Pages as source code:
········

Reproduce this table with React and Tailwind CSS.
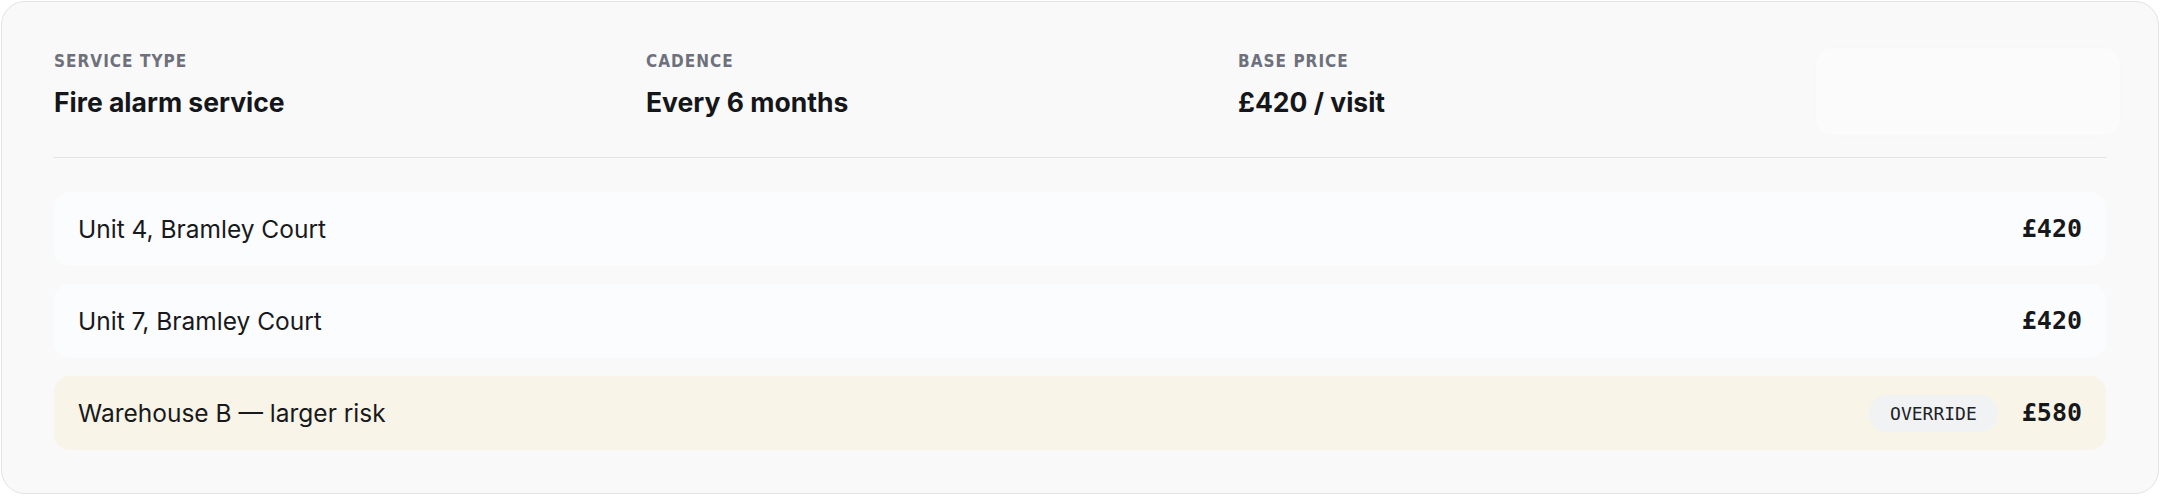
import React from 'react'

const rows = [
  { name: 'Unit 4, Bramley Court', price: '£420' },
  { name: 'Unit 7, Bramley Court', price: '£420' },
  { name: 'Warehouse B — larger risk', price: '£580', override: true },
]

const meta = [
  { label: 'Service type', value: 'Fire alarm service' },
  { label: 'Cadence', value: 'Every 6 months' },
  { label: 'Base price', value: '£420 / visit' },
]

function MetaField({ label, value }) {
  return (
    <div>
      <p className="font-['Liberation_Sans_Narrow','DejaVu_Sans_Condensed',sans-serif] text-[17px] leading-5 font-bold uppercase tracking-[0.06em] text-[#6e717b]">
        {label}
      </p>
      <p className="mt-[15px] text-[26.5px] leading-8 font-bold text-[#15161a]">{value}</p>
    </div>
  )
}

function SiteRow({ name, price, override }) {
  return (
    <div
      className={
        override
          ? 'flex h-[74px] items-center justify-between rounded-2xl bg-[#f8f4e7] px-6'
          : 'flex h-[74px] items-center justify-between rounded-2xl bg-[#fbfcfd] px-6'
      }
    >
      <span className="text-[24.5px] text-[#18191c]">{name}</span>
      <div className="flex items-center gap-6">
        {override && (
          <span className="flex h-[37px] items-center rounded-full bg-[#f1f2f4] px-[21px] font-['DejaVu_Sans_Mono',monospace] text-[18px] text-[#202226]">
            OVERRIDE
          </span>
        )}
        <span className="font-['DejaVu_Sans_Mono',monospace] text-[25px] font-bold text-[#17181b]">{price}</span>
      </div>
    </div>
  )
}

export default function App() {
  return (
    <div className="p-px font-['Inter',sans-serif]">
      <div className="rounded-3xl border border-[#e4e4e8] bg-[#f9f9f9] px-[52px] pt-[49px] pb-[43px]">
        <div className="grid grid-cols-[1fr_1fr_1fr_276px] gap-6">
          {meta.map((m) => (
            <MetaField key={m.label} label={m.label} value={m.value} />
          ))}
          <div className="-mx-[14px] -mt-[3px] -mb-[20px] h-[87px] rounded-2xl bg-[#fbfbfb] shadow-[0_0_12px_rgba(0,0,0,0.012)]" />
        </div>
        <div className="mt-[39px] h-px bg-[#e2e3e5]" />
        <div className="mt-[34px] flex flex-col gap-[18px]">
          {rows.map((r) => (
            <SiteRow key={r.name} {...r} />
          ))}
        </div>
      </div>
    </div>
  )
}
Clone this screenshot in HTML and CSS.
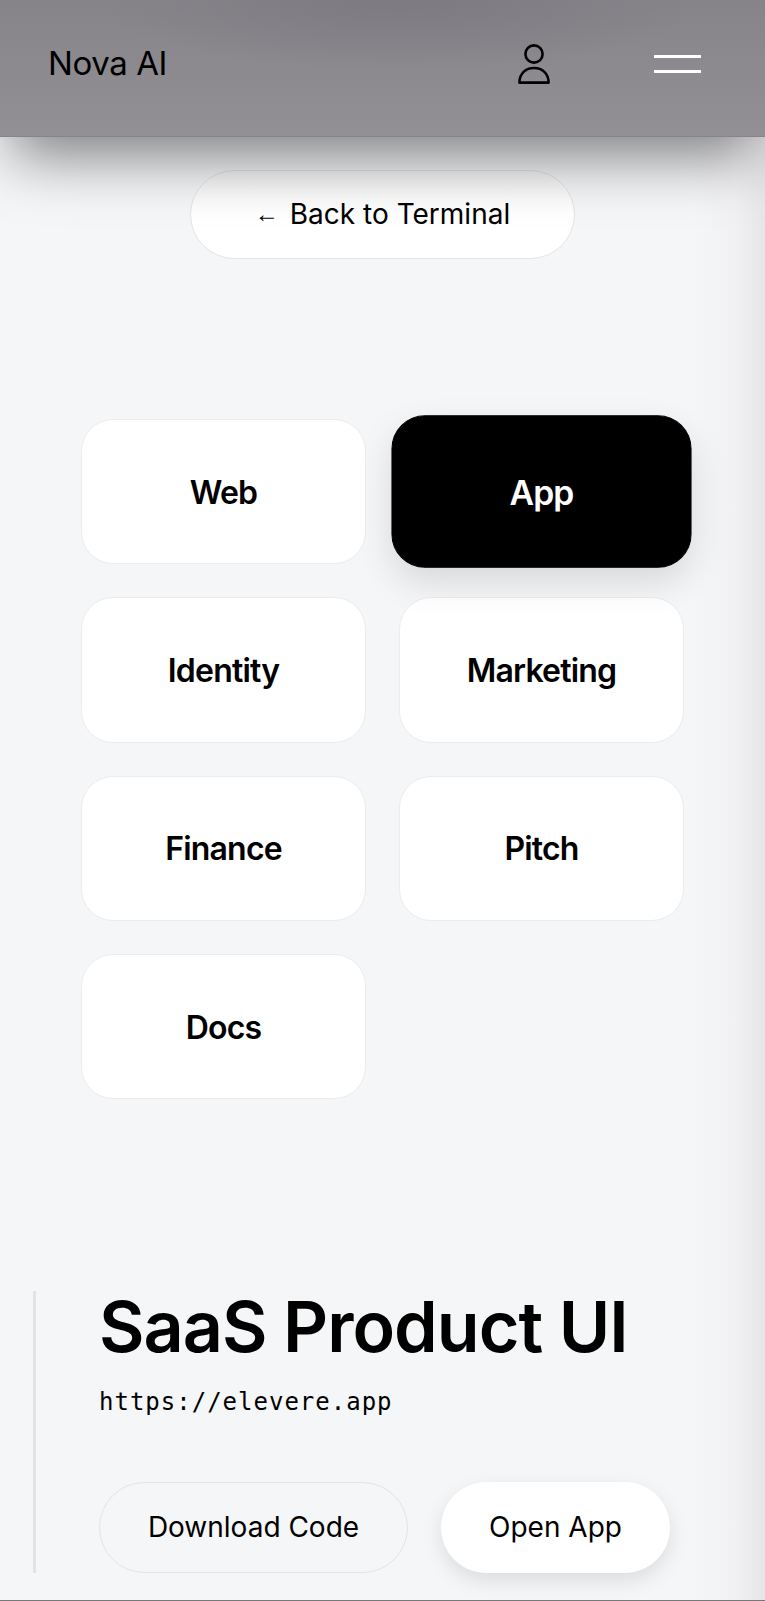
FILE: index.html
```html
<!DOCTYPE html>
<html lang="en">
<head>
<meta charset="utf-8">
<title>Nova AI</title>
<link rel="stylesheet" href="styles.css">
</head>
<body>
<header class="topbar">
  <div class="logo">Nova AI</div>
  <div class="actions">
    <svg class="user-icon" viewBox="0 0 36 42" width="36" height="42" fill="none" stroke="#000" stroke-width="2.6" aria-hidden="true">
      <circle cx="18" cy="11" r="8.6"/>
      <path d="M3.4 39.6c0-9.2 6.4-14.6 14.6-14.6s14.6 5.4 14.6 14.6z" stroke-linejoin="round"/>
    </svg>
    <div class="burger"><span></span><span></span></div>
  </div>
</header>
<main class="page">
  <div class="back-row"><a class="back"><span class="arrow">←</span> Back to Terminal</a></div>
  <div class="grid">
    <div class="card">Web</div>
    <div class="card active">App</div>
    <div class="card">Identity</div>
    <div class="card">Marketing</div>
    <div class="card">Finance</div>
    <div class="card">Pitch</div>
    <div class="card">Docs</div>
  </div>
  <section class="project">
    <h1 class="title">SaaS Product UI</h1>
    <p class="url">https://elevere.app</p>
    <div class="buttons">
      <a class="btn btn-outline">Download Code</a>
      <a class="btn btn-solid">Open App</a>
    </div>
  </section>
</main>
<div class="bottom-line"></div>
</body>
</html>
```
FILE: styles.css
```css
* { box-sizing: border-box; }
html, body { margin: 0; padding: 0; }
body {
  height: 1601px;
  overflow: hidden;
  display: flex;
  flex-direction: column;
  font-family: Inter, "Liberation Sans", sans-serif;
  color: #000;
  background: linear-gradient(to right, #f5f6f8 0, #f5f6f8 695px, #f1f1f3 735px, #e6e6e8 765px);
}
.topbar {
  position: relative;
  z-index: 2;
  flex: none;
  height: 137px;
  padding: 0 64px 8px 48px;
  display: flex;
  align-items: center;
  justify-content: space-between;
  background:
    radial-gradient(ellipse 300px 70px at 400px 0, #7d7b81 0%, rgba(125,123,129,0) 100%),
    linear-gradient(to bottom, #868489, #929095);
  box-shadow: 0 30px 60px -12px rgba(0,0,0,.5);
  border-bottom: 1px solid #85848a;
}
.logo { margin-bottom: 2px; font-size: 33px; font-weight: 400; letter-spacing: -0.4px; }
.actions { display: flex; align-items: center; gap: 102px; }
.user-icon { display: block; }
.burger { width: 47px; display: flex; flex-direction: column; gap: 12px; }
.burger span { display: block; height: 3px; background: #fff; }
.page { flex: 1; display: flex; flex-direction: column; padding: 33px 0 0; }
.back-row { display: flex; justify-content: center; }
.back {
  width: 385px;
  height: 89px;
  padding-bottom: 2px;
  display: flex;
  align-items: center;
  justify-content: center;
  gap: 11px;
  background: linear-gradient(to bottom, #f5f5f6, #fff 50%);
  border: 1.5px solid #e4e4e6;
  border-radius: 45px;
  font-size: 28px;
  font-weight: 400;
}
.arrow { font-size: 24px; font-family: "Liberation Sans", sans-serif; }
.grid {
  margin: 160px 81px 0;
  display: grid;
  grid-template-columns: 285px 285px;
  grid-auto-rows: 145.2px;
  column-gap: 33px;
  row-gap: 33.2px;
}
.card {
  display: flex;
  align-items: center;
  justify-content: center;
  padding-top: 1px;
  background: #fff;
  border: 1.5px solid #ececee;
  border-radius: 32px;
  font-size: 32px;
  font-weight: 600;
  letter-spacing: -0.8px;
}
.card.active {
  background: #000;
  color: #fff;
  border-color: #000;
  transform: scale(1.053);
  box-shadow: 0 14px 34px rgba(0,0,0,.12);
}
.project {
  margin: 191.6px 0 0 33px;
  padding-left: 63px;
  border-left: 3px solid #e3e3e6;
  height: 282px;
  display: flex;
  flex-direction: column;
}
.title {
  margin: 0;
  font-size: 70px;
  font-weight: 600;
  line-height: 72px;
  letter-spacing: -1px;
}
.url {
  margin: 23px 0 0;
  font-family: "DejaVu Sans Mono", monospace;
  font-size: 24px;
  line-height: 32px;
  letter-spacing: 1px;
}
.buttons { margin-top: auto; display: flex; gap: 33px; }
.btn {
  height: 91px;
  display: flex;
  align-items: center;
  justify-content: center;
  border-radius: 46px;
  font-size: 28px;
  font-weight: 420;
  letter-spacing: 0;
}
.btn-outline { width: 309px; border: 1.5px solid #e3e3e6; }
.btn-solid { width: 229px; background: #fff; box-shadow: 0 8px 20px rgba(0,0,0,.1); }
.bottom-line { flex: none; height: 1px; background: #77777b; }
```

········

Exercise requirements: Drop the pictures and reproduce the rest of the entries above exactly.

Exercise output:
Reproduce this table with React and Tailwind CSS.
import React from 'react'

const rows = [
  { name: 'Unit 4, Bramley Court', price: '£420' },
  { name: 'Unit 7, Bramley Court', price: '£420' },
  { name: 'Warehouse B — larger risk', price: '£580', override: true },
]

const meta = [
  { label: 'Service type', value: 'Fire alarm service' },
  { label: 'Cadence', value: 'Every 6 months' },
  { label: 'Base price', value: '£420 / visit' },
]

function MetaField({ label, value }) {
  return (
    <div>
      <p className="font-['Liberation_Sans_Narrow','DejaVu_Sans_Condensed',sans-serif] text-[17px] leading-5 font-bold uppercase tracking-[0.06em] text-[#6e717b]">
        {label}
      </p>
      <p className="mt-[15px] text-[26.5px] leading-8 font-bold text-[#15161a]">{value}</p>
    </div>
  )
}

function SiteRow({ name, price, override }) {
  return (
    <div
      className={
        override
          ? 'flex h-[74px] items-center justify-between rounded-2xl bg-[#f8f4e7] px-6'
          : 'flex h-[74px] items-center justify-between rounded-2xl bg-[#fbfcfd] px-6'
      }
    >
      <span className="text-[24.5px] text-[#18191c]">{name}</span>
      <div className="flex items-center gap-6">
        {override && (
          <span className="flex h-[37px] items-center rounded-full bg-[#f1f2f4] px-[21px] font-['DejaVu_Sans_Mono',monospace] text-[18px] text-[#202226]">
            OVERRIDE
          </span>
        )}
        <span className="font-['DejaVu_Sans_Mono',monospace] text-[25px] font-bold text-[#17181b]">{price}</span>
      </div>
    </div>
  )
}

export default function App() {
  return (
    <div className="p-px font-['Inter',sans-serif]">
      <div className="rounded-3xl border border-[#e4e4e8] bg-[#f9f9f9] px-[52px] pt-[49px] pb-[43px]">
        <div className="grid grid-cols-[1fr_1fr_1fr_276px] gap-6">
          {meta.map((m) => (
            <MetaField key={m.label} label={m.label} value={m.value} />
          ))}
          <div className="-mx-[14px] -mt-[3px] -mb-[20px] h-[87px] rounded-2xl bg-[#fbfbfb] shadow-[0_0_12px_rgba(0,0,0,0.012)]" />
        </div>
        <div className="mt-[39px] h-px bg-[#e2e3e5]" />
        <div className="mt-[34px] flex flex-col gap-[18px]">
          {rows.map((r) => (
            <SiteRow key={r.name} {...r} />
          ))}
        </div>
      </div>
    </div>
  )
}
Clone this screenshot in HTML and CSS.
FILE: index.html
```html
<!DOCTYPE html>
<html lang="en">
<head>
<meta charset="utf-8">
<title>Nova AI</title>
<link rel="stylesheet" href="styles.css">
</head>
<body>
<header class="topbar">
  <div class="logo">Nova AI</div>
  <div class="actions">
    <svg class="user-icon" viewBox="0 0 36 42" width="36" height="42" fill="none" stroke="#000" stroke-width="2.6" aria-hidden="true">
      <circle cx="18" cy="11" r="8.6"/>
      <path d="M3.4 39.6c0-9.2 6.4-14.6 14.6-14.6s14.6 5.4 14.6 14.6z" stroke-linejoin="round"/>
    </svg>
    <div class="burger"><span></span><span></span></div>
  </div>
</header>
<main class="page">
  <div class="back-row"><a class="back"><span class="arrow">←</span> Back to Terminal</a></div>
  <div class="grid">
    <div class="card">Web</div>
    <div class="card active">App</div>
    <div class="card">Identity</div>
    <div class="card">Marketing</div>
    <div class="card">Finance</div>
    <div class="card">Pitch</div>
    <div class="card">Docs</div>
  </div>
  <section class="project">
    <h1 class="title">SaaS Product UI</h1>
    <p class="url">https://elevere.app</p>
    <div class="buttons">
      <a class="btn btn-outline">Download Code</a>
      <a class="btn btn-solid">Open App</a>
    </div>
  </section>
</main>
<div class="bottom-line"></div>
</body>
</html>
```
FILE: styles.css
```css
* { box-sizing: border-box; }
html, body { margin: 0; padding: 0; }
body {
  height: 1601px;
  overflow: hidden;
  display: flex;
  flex-direction: column;
  font-family: Inter, "Liberation Sans", sans-serif;
  color: #000;
  background: linear-gradient(to right, #f5f6f8 0, #f5f6f8 695px, #f1f1f3 735px, #e6e6e8 765px);
}
.topbar {
  position: relative;
  z-index: 2;
  flex: none;
  height: 137px;
  padding: 0 64px 8px 48px;
  display: flex;
  align-items: center;
  justify-content: space-between;
  background:
    radial-gradient(ellipse 300px 70px at 400px 0, #7d7b81 0%, rgba(125,123,129,0) 100%),
    linear-gradient(to bottom, #868489, #929095);
  box-shadow: 0 30px 60px -12px rgba(0,0,0,.5);
  border-bottom: 1px solid #85848a;
}
.logo { margin-bottom: 2px; font-size: 33px; font-weight: 400; letter-spacing: -0.4px; }
.actions { display: flex; align-items: center; gap: 102px; }
.user-icon { display: block; }
.burger { width: 47px; display: flex; flex-direction: column; gap: 12px; }
.burger span { display: block; height: 3px; background: #fff; }
.page { flex: 1; display: flex; flex-direction: column; padding: 33px 0 0; }
.back-row { display: flex; justify-content: center; }
.back {
  width: 385px;
  height: 89px;
  padding-bottom: 2px;
  display: flex;
  align-items: center;
  justify-content: center;
  gap: 11px;
  background: linear-gradient(to bottom, #f5f5f6, #fff 50%);
  border: 1.5px solid #e4e4e6;
  border-radius: 45px;
  font-size: 28px;
  font-weight: 400;
}
.arrow { font-size: 24px; font-family: "Liberation Sans", sans-serif; }
.grid {
  margin: 160px 81px 0;
  display: grid;
  grid-template-columns: 285px 285px;
  grid-auto-rows: 145.2px;
  column-gap: 33px;
  row-gap: 33.2px;
}
.card {
  display: flex;
  align-items: center;
  justify-content: center;
  padding-top: 1px;
  background: #fff;
  border: 1.5px solid #ececee;
  border-radius: 32px;
  font-size: 32px;
  font-weight: 600;
  letter-spacing: -0.8px;
}
.card.active {
  background: #000;
  color: #fff;
  border-color: #000;
  transform: scale(1.053);
  box-shadow: 0 14px 34px rgba(0,0,0,.12);
}
.project {
  margin: 191.6px 0 0 33px;
  padding-left: 63px;
  border-left: 3px solid #e3e3e6;
  height: 282px;
  display: flex;
  flex-direction: column;
}
.title {
  margin: 0;
  font-size: 70px;
  font-weight: 600;
  line-height: 72px;
  letter-spacing: -1px;
}
.url {
  margin: 23px 0 0;
  font-family: "DejaVu Sans Mono", monospace;
  font-size: 24px;
  line-height: 32px;
  letter-spacing: 1px;
}
.buttons { margin-top: auto; display: flex; gap: 33px; }
.btn {
  height: 91px;
  display: flex;
  align-items: center;
  justify-content: center;
  border-radius: 46px;
  font-size: 28px;
  font-weight: 420;
  letter-spacing: 0;
}
.btn-outline { width: 309px; border: 1.5px solid #e3e3e6; }
.btn-solid { width: 229px; background: #fff; box-shadow: 0 8px 20px rgba(0,0,0,.1); }
.bottom-line { flex: none; height: 1px; background: #77777b; }
```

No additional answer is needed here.